右。アルフレッド・シスレー「朝日を浴びるモレ教会」(フランス近代、印象派)
シスレーはこのような教会の絵をたくさん描いているそうで、どれも南西の方向から描いているとのこと。そして、この絵では日光の当たっている壁と当たっていないところのコントラスがはっきりしているとのことでした。なるほど。

次に20世紀の絵になります。(表現主義的傾向)


右。 アレクセイ・フォン・ヤウレンスキー「ルネサンス風の頭部」
説明は全然覚えていません。黒い太い線や色使いも面白いですね。

左。ワシリー・カンディンスキー 「はしごの形」
左下から上への活力ある動き。右上から下への静への動き。
上下の世界を行き来することのできる梯子?
私は最初左下の三角の重なりは木だと思ったのですが、これは何であるとはっきりした物を描くことをしない主義だとか?でも、左上は私には太陽に見えます。
このころは、抽象画がでてきて、周囲にも他の画家のわけのわからない絵が並んでいました。
でも、この絵はちょっといい感じで、気に入りました。
パウル・クレーの「水脈占い師のいる風景」という絵も印象的でした。

最後に、アンリ・ルソーの絵。


左。「花束」、右「赤ん坊の祝い!」。
このころは、素朴派かあら新たなリアリズムの絵の時代。
プロの画家たちが抽象画を描いている一方で、素人の描くわかりやすい絵が注目されるようなったようです。
その中で、ルソーも絵の勉強をしたわけではなく、独学で絵を描き始めた人だったそうですが、既存の手法にとらわれない描き方で、才能を発揮したようです。

左の花瓶の花は、何気ないのですが、いい感じですね。

そして、最後に、この赤ん坊の絵。ものすごいインパクト!です。
赤ん坊なんだか、男の子なんだか、ウルトラ坊やというか。
この頑丈な体に、意志の強そうな顔。とてもかわいいとは言えないのですが、おお、強健!
きっと力強く生きて行くに違いありません。
この絵は、赤ん坊の祝いの絵として注文によって描かれたものらしいです。
赤ん坊は、摘んだ花を衣のすそに包んで右手で持ち、左手にはおもちゃの操り人形。
背後の木の葉を見ると、ああ、ルソーの絵だなと思えますね。
成長する木や花などとともに、この絵は子どもが力強く成長することを示しているようです。音声ガイドでその様なことを言ってました。

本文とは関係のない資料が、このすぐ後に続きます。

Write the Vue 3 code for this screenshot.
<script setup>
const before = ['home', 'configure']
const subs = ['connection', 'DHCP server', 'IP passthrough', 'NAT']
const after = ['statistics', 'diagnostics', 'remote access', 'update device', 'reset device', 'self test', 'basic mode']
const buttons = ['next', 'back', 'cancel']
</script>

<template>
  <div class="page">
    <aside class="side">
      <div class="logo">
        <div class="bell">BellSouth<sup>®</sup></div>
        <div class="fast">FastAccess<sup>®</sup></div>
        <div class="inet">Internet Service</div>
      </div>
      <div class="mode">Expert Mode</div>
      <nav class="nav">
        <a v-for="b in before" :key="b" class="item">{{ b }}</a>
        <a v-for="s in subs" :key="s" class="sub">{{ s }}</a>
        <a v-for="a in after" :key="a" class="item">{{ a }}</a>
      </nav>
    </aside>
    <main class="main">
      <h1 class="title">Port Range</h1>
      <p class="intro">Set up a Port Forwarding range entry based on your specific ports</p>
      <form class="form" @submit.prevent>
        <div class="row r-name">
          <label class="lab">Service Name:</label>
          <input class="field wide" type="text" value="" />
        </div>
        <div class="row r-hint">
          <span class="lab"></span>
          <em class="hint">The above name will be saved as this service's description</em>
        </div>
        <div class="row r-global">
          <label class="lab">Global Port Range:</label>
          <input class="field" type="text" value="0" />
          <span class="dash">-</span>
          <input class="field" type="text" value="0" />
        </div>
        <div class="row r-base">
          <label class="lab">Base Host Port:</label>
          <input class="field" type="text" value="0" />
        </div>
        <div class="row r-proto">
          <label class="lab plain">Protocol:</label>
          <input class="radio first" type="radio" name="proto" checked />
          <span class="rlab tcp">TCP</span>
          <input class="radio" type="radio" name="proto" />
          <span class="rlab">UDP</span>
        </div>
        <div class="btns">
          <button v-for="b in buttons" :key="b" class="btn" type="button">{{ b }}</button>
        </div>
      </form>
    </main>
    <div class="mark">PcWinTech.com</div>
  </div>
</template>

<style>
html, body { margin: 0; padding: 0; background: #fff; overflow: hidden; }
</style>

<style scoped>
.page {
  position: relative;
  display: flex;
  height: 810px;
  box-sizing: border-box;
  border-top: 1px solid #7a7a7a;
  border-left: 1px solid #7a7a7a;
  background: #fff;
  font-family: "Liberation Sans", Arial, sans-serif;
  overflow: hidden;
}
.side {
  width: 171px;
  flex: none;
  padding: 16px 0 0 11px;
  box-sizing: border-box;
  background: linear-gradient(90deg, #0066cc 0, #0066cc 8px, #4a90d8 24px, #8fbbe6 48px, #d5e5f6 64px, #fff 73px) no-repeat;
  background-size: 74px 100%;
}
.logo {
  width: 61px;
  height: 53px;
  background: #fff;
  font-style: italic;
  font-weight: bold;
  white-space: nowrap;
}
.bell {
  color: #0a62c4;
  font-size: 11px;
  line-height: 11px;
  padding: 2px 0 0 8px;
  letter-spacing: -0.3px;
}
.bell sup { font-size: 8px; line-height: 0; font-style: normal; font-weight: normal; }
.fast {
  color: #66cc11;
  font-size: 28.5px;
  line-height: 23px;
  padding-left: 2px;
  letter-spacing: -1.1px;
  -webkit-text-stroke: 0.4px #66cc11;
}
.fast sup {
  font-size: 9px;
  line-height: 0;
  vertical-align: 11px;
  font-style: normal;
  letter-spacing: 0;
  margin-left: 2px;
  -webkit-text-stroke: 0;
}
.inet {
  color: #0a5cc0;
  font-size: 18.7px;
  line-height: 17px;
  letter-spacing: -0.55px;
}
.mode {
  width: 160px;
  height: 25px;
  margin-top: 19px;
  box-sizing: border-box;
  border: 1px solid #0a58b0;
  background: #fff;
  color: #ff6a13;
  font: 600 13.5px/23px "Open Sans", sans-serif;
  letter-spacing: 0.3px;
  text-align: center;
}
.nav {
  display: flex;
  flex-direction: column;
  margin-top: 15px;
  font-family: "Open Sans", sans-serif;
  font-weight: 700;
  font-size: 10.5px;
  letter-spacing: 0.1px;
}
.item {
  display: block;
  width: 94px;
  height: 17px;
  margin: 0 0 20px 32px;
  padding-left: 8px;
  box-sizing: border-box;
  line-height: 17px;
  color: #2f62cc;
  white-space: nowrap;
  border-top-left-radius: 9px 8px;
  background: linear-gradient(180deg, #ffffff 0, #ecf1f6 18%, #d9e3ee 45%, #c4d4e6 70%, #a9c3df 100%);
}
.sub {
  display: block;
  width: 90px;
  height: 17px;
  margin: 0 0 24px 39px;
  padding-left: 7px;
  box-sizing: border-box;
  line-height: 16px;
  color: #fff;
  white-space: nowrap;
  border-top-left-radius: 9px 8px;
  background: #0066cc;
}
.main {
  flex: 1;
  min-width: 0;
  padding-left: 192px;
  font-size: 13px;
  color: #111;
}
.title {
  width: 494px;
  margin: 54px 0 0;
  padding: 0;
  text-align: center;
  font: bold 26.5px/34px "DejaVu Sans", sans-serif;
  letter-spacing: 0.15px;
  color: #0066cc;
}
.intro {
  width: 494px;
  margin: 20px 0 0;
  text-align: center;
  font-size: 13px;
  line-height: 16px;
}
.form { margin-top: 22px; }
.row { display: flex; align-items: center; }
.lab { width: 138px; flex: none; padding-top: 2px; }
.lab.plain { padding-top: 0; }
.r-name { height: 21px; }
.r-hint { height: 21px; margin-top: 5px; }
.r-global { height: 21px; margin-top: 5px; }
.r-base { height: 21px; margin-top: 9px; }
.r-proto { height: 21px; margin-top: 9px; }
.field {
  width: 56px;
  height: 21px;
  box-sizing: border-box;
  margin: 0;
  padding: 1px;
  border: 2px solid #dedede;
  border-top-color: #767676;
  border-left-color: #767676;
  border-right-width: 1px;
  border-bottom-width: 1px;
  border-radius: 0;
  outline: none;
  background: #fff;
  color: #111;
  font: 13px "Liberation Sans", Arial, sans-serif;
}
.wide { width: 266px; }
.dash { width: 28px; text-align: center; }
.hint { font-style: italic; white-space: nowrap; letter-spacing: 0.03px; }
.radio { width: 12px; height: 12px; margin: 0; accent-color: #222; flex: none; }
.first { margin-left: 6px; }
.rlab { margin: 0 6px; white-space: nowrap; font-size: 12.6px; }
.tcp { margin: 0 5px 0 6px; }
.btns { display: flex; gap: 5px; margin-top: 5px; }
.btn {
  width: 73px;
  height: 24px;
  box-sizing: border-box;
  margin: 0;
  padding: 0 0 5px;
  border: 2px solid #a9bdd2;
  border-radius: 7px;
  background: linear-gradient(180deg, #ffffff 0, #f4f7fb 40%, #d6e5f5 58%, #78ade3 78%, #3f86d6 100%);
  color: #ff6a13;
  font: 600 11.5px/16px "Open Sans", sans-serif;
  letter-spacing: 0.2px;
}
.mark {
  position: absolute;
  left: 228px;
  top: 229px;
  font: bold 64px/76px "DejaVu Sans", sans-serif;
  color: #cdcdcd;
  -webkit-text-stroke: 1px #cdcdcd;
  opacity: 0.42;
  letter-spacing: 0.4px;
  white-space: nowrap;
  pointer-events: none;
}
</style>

これを見ていて、「あれっ、どこかでこんな雰囲気のものを見たことがあるぞ」と思いました。
なんだったかな・・・?
そして、「おお!金太郎じゃん。これ、西洋版の金太郎だよ」と思いました。
この力強さといい年かっこうといい、まさしく“金太郎”ではないか。

展示を見た後、ミュージアムショップに寄ると、なんとこの絵の男の子の顔の金太郎飴が売っていました。
ああ、やっぱり、金太郎だと思うのは、私だけではなかった。
やっぱり、金太郎ですね。

この展覧会の目玉は、この絵かな。


ここに記載したのは、買ってきた絵ハガキなど、ごく一部の作品についてですが、他の作品も非常に見ごたえのあるものでした。
それにしても、ヴィンタートゥール美術館の作品をこんなに持ってきちゃって、本拠地のスイスのほうは大丈夫なのかな?などと気になってしまいましたが、美術館経営としては貸出も重要?それに、スイスまで行かなくてもこんな名画が見られるのは嬉しいことですね。